• STATED PROBLEM
Scan the data for "that" and copy the lines it appears in.

─── INFORMATION PROVIDED

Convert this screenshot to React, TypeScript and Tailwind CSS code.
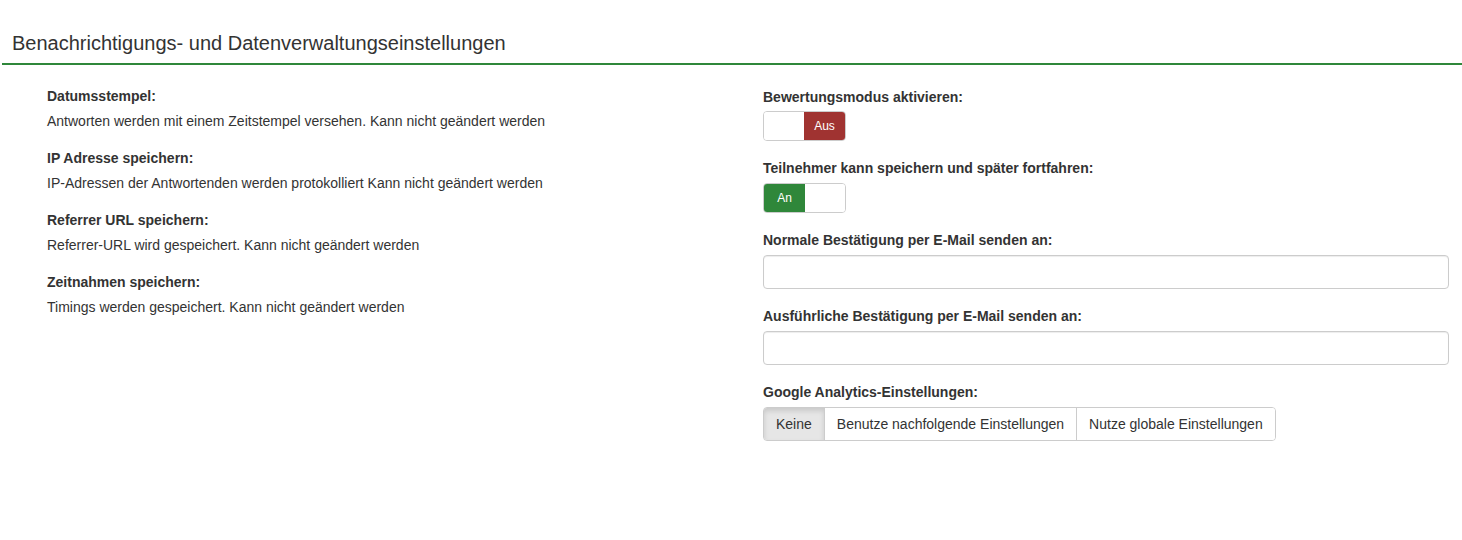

──────
─── INFORMATION PROVIDED

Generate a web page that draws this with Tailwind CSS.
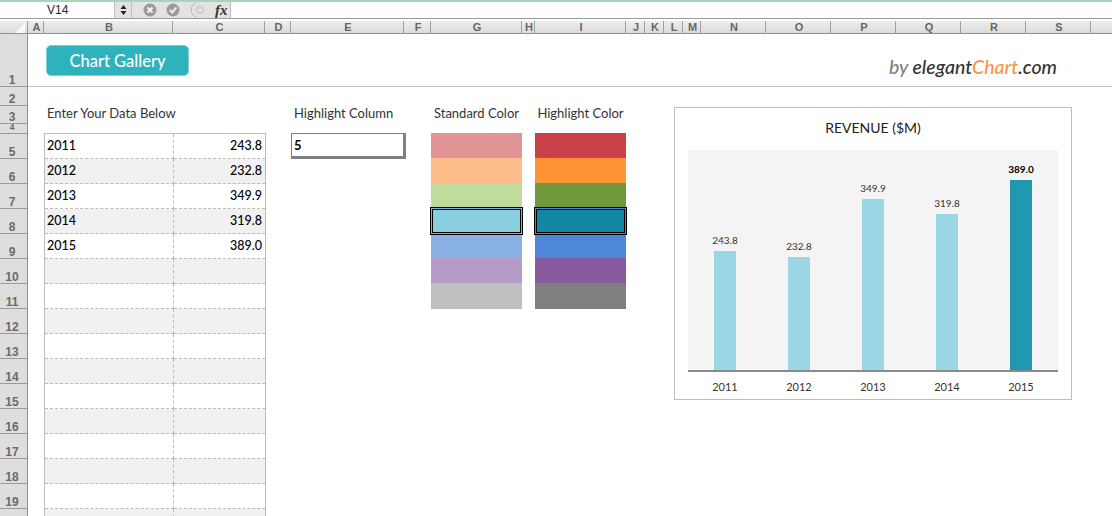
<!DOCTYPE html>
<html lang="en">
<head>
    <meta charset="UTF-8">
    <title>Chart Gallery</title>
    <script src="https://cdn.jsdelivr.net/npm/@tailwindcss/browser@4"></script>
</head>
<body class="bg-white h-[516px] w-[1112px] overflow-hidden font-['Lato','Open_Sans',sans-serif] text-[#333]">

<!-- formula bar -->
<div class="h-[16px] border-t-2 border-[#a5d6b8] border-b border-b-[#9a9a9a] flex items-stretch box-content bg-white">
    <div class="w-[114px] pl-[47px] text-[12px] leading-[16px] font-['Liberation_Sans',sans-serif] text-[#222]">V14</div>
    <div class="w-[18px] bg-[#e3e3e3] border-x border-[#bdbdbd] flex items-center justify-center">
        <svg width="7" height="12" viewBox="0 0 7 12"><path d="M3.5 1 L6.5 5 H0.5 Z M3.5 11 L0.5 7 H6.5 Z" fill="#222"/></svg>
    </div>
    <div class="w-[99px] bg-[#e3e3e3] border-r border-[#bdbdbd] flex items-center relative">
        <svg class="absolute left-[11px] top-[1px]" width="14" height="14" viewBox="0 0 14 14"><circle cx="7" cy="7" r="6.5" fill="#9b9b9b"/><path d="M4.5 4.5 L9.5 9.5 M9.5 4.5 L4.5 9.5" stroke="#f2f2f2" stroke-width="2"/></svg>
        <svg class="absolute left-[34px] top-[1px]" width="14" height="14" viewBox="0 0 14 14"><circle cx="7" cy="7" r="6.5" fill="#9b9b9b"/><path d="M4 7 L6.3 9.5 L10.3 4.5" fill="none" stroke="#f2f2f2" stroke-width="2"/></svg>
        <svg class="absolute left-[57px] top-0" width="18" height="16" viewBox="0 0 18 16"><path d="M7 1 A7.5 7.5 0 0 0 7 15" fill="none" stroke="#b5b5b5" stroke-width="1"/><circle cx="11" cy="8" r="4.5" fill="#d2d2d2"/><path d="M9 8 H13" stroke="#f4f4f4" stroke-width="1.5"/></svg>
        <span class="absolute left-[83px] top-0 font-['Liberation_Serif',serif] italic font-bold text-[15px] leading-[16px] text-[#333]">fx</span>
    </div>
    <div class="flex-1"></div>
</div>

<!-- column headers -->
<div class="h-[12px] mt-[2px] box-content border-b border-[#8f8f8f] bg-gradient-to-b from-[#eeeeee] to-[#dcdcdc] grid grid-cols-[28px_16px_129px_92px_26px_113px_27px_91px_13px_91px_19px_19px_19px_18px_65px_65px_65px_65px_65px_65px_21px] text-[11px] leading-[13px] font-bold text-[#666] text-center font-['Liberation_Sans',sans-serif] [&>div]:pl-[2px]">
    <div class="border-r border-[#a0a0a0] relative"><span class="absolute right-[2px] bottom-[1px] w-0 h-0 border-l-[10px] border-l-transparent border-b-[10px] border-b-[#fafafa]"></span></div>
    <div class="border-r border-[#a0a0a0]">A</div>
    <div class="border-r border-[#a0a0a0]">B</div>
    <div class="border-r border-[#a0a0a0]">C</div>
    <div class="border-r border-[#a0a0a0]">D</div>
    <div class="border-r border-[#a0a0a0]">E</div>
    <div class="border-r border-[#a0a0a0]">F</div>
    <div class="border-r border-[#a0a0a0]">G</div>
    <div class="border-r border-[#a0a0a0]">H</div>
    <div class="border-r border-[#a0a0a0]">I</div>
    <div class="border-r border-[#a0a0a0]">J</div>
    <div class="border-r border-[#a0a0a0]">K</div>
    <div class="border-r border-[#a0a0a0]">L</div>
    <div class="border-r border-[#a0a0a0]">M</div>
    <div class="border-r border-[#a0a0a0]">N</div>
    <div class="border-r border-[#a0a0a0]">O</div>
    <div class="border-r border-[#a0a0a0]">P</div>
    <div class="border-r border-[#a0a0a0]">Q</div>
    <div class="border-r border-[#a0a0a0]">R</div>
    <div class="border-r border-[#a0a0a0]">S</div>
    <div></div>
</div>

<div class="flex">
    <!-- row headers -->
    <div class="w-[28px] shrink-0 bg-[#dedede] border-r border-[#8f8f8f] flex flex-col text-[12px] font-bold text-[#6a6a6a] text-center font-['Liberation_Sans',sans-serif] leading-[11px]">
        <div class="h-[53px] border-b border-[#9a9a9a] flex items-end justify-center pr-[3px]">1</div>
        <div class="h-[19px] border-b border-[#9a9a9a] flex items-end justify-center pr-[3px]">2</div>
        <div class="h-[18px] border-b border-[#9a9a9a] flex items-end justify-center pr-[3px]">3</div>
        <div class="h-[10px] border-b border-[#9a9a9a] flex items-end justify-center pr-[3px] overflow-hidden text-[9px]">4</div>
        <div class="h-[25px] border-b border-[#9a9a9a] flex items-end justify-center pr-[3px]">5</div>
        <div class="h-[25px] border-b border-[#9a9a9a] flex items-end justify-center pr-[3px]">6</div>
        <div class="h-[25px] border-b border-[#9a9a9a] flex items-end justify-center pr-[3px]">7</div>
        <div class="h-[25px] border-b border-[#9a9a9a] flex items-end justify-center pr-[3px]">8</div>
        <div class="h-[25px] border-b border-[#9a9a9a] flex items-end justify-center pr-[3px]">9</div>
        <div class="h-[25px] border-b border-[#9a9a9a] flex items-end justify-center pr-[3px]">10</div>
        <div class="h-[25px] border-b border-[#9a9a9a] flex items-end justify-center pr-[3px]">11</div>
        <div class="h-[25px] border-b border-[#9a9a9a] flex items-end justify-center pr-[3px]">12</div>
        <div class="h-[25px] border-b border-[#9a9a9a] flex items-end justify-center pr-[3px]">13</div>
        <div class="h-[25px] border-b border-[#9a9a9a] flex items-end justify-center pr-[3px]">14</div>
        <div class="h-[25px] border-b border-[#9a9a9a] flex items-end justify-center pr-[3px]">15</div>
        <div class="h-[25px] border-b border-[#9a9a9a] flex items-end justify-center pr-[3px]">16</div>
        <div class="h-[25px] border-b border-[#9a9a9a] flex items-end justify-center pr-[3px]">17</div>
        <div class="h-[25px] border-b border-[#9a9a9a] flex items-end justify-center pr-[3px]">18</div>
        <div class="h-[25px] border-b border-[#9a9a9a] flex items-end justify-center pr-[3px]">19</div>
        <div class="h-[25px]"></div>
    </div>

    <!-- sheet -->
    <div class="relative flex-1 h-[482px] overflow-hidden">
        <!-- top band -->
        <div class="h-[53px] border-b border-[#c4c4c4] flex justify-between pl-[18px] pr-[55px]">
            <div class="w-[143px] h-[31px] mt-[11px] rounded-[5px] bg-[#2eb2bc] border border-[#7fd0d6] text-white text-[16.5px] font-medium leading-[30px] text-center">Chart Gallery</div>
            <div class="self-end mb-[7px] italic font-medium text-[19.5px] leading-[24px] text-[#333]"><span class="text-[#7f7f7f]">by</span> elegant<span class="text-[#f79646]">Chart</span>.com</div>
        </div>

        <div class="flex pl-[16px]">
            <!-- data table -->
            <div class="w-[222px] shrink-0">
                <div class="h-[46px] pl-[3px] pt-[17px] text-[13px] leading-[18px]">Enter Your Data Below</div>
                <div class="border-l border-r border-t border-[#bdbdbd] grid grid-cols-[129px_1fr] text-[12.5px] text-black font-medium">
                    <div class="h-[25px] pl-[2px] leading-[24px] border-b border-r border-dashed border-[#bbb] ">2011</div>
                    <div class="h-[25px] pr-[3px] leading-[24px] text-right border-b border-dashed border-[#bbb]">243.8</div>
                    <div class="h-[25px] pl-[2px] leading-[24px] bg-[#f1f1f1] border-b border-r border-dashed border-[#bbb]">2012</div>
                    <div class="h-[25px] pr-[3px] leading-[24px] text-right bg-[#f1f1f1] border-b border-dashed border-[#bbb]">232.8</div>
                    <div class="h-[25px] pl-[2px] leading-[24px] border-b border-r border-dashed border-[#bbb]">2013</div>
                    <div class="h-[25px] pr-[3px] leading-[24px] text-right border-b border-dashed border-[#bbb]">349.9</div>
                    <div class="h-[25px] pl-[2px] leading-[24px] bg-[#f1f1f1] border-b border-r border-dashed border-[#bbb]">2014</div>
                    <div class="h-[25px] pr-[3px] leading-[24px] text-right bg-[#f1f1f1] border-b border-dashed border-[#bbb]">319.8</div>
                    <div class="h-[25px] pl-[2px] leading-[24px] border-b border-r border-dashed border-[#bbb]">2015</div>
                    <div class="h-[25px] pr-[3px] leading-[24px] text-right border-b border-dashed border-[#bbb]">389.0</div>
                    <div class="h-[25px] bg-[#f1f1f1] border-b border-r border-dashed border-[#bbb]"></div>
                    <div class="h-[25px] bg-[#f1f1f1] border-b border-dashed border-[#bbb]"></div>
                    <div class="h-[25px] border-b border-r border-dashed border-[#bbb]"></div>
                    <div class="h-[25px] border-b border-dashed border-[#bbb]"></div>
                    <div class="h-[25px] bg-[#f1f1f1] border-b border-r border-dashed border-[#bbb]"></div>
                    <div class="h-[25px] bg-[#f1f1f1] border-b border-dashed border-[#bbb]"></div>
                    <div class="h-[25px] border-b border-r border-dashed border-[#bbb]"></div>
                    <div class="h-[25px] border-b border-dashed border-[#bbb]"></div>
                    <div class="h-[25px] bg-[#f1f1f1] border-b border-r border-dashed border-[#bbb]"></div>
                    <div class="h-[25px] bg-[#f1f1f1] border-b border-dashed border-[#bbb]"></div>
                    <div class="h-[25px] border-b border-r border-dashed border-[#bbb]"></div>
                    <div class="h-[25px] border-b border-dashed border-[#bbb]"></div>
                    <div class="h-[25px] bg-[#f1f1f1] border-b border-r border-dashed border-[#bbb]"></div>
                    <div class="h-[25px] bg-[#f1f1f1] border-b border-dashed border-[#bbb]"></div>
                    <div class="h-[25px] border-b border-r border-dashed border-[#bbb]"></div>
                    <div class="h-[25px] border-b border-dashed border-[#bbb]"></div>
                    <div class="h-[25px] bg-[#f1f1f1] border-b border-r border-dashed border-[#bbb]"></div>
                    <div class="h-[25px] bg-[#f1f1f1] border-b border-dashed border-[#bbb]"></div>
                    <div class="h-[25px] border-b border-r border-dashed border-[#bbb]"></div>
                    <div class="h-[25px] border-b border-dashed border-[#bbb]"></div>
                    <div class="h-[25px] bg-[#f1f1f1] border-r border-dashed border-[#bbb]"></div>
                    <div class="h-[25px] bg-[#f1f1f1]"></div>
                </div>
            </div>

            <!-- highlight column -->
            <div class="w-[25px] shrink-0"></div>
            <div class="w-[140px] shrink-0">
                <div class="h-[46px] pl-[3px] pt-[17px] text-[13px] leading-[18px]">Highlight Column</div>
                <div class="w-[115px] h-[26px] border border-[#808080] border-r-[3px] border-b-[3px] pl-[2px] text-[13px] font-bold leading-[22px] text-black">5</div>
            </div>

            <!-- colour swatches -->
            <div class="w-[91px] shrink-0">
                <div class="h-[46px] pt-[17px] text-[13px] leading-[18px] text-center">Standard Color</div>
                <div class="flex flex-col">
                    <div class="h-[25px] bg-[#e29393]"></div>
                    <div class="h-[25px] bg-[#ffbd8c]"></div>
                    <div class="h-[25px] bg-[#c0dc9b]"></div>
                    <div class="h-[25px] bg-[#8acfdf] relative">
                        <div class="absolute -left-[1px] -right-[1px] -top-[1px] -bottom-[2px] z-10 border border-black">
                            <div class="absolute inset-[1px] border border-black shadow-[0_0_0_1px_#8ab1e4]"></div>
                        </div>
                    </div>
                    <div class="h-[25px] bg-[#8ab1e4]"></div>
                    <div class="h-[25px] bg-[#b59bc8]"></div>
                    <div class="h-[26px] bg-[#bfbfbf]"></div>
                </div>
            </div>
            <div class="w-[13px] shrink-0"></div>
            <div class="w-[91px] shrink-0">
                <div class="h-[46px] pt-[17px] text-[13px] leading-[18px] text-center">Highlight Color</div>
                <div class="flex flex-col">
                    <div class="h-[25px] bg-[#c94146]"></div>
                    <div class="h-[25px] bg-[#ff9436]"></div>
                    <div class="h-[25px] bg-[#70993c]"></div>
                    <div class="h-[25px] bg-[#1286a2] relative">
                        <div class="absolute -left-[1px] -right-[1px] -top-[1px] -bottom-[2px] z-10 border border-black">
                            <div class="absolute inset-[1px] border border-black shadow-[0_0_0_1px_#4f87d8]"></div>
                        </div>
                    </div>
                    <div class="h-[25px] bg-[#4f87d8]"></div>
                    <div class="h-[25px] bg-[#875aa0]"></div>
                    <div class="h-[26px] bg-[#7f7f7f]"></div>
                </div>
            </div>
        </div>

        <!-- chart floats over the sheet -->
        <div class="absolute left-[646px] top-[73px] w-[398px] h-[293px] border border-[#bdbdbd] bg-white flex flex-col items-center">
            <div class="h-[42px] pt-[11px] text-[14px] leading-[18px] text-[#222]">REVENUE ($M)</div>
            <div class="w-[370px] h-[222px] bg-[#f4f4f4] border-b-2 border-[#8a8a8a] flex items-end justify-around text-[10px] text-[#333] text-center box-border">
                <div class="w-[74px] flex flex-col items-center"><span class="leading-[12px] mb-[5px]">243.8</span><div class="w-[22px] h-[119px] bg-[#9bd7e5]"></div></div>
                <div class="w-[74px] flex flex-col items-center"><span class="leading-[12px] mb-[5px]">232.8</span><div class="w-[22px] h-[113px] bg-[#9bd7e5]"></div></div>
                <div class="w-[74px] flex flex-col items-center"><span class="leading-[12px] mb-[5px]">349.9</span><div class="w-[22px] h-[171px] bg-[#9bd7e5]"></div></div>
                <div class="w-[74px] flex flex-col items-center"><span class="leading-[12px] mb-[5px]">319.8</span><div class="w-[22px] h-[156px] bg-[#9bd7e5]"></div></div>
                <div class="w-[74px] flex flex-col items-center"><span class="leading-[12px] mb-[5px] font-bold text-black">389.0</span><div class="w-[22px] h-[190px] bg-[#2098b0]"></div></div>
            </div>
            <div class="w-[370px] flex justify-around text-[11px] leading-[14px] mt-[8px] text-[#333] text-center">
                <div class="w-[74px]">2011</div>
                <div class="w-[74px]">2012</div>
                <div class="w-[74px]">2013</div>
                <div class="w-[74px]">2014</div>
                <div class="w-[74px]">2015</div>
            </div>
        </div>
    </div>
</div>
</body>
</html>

──────
─── INFORMATION PROVIDED

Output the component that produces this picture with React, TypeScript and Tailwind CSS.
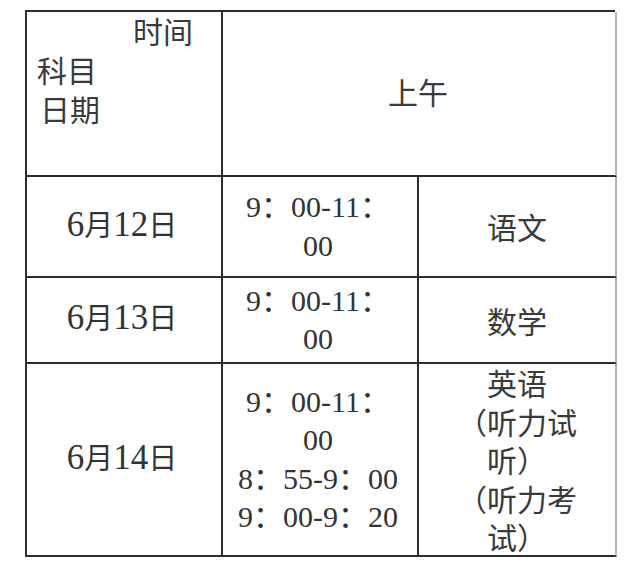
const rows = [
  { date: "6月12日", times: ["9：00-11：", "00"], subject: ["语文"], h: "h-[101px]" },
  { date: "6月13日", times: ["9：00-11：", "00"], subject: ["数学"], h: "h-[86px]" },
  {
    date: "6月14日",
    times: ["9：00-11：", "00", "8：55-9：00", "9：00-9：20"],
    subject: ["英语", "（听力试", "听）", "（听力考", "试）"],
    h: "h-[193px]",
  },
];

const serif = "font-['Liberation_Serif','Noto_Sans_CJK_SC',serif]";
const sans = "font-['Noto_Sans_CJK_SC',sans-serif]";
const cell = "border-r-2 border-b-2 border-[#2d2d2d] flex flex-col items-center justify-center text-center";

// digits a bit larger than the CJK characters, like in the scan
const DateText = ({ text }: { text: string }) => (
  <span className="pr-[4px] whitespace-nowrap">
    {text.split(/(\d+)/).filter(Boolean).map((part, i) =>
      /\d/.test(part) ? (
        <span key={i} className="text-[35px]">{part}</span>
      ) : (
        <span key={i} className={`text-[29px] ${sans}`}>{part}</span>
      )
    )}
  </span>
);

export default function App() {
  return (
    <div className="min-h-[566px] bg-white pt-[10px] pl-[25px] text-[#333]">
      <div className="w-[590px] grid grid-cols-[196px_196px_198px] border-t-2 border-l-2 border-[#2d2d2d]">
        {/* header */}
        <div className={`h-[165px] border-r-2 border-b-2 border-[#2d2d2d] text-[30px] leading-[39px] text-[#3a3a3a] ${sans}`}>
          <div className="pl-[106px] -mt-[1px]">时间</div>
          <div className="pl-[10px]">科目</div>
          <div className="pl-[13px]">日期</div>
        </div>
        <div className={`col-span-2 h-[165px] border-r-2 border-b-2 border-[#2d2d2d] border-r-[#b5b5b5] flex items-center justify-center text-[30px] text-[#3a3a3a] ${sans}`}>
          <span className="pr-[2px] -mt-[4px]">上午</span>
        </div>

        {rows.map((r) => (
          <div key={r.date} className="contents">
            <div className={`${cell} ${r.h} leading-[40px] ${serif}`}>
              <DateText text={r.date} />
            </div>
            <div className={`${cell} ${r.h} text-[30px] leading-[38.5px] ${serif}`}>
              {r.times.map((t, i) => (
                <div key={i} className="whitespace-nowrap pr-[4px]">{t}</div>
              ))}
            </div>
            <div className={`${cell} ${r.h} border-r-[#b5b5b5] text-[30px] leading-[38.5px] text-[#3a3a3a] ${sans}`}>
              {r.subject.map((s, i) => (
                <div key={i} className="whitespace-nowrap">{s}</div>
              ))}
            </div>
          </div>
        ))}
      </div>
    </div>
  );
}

──────

• EXERCISE ANSWER
Generate a web page that draws this with Tailwind CSS.
Output the component that produces this picture with React, TypeScript and Tailwind CSS.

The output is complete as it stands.